“Did you father teach you about these things?” the voice on the other end of the receiver questions.
“No,” I respond. My dad wasn’t around and as a result did not teach me anything, I pensively utter to myself in the silos of my brain.
This year, I am teaching health and I am preparing to teach my all male class about the male body. The part of the class that excites me but also causes reoccurring apprehension is the anonymous questions that the students will write and I will answer. Here is a wonderful opportunity for the young men to ask another man questions that they undoubtedly have about the changes in their bodies, hormones, and thoughts. I am honored that I will be able to help them understand their current or soon-to-be-currrent experience. This fact also worries me.
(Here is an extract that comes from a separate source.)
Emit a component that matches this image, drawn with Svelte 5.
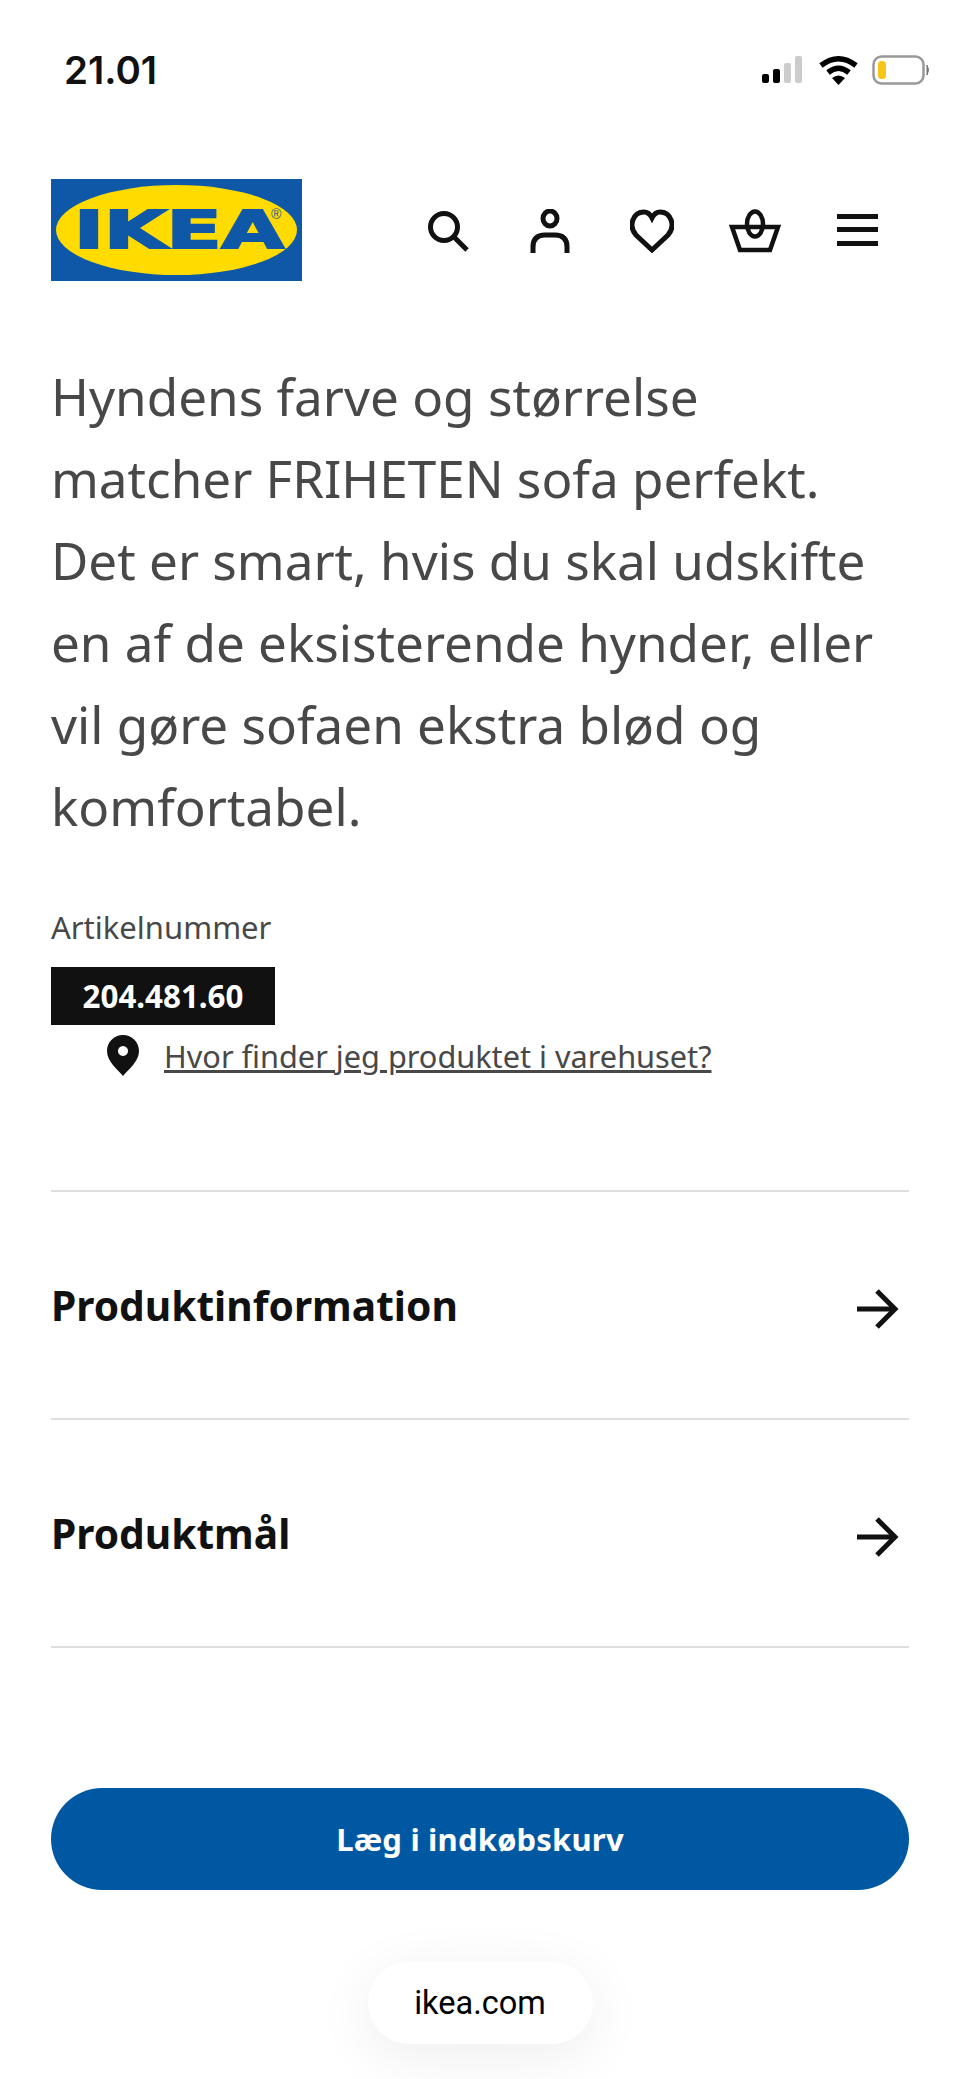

When I think back to my schooling of sexual knowledge, I can only remember one memory. In my middle school, we had sex education classes, I believe, every year. I am sure I cannot remember because I was not overly active in these discussions. In fact, I shied from most conversations about sex at that time because I was embarrassed and uncomfortable with it. I only remember the eighth grade sex-ed class. Mr. Woody, the drama teacher, explained and showed us, a small group of pubescent males with varying levels of sexual knowledge and experience, that putting on a condom was similar to the proper way of putting on a sock; one had to roll it down. Thus, when I think about putting on condoms, his pale white foot and that black church sock (slang for the thin socks worn with dress shoes) that he diligently rolled until his foot was covered dominates my memory.
Outside of that, most of my knowledge about sex came from some not so trustworthy sources: older male friends or acquaintances, rap lyrics, and myths about what sex “should be” heard and shared in various conversations held by different aged people with different experiences. My mom did have the “talk” with me once and we also had a moment about condoms while watching a sitcom while I was a senior in high school. Other than that, no real formal sexual education.
Where did you learn about sex education? Who taught you? Are you satisfied with the lessons that you learned then?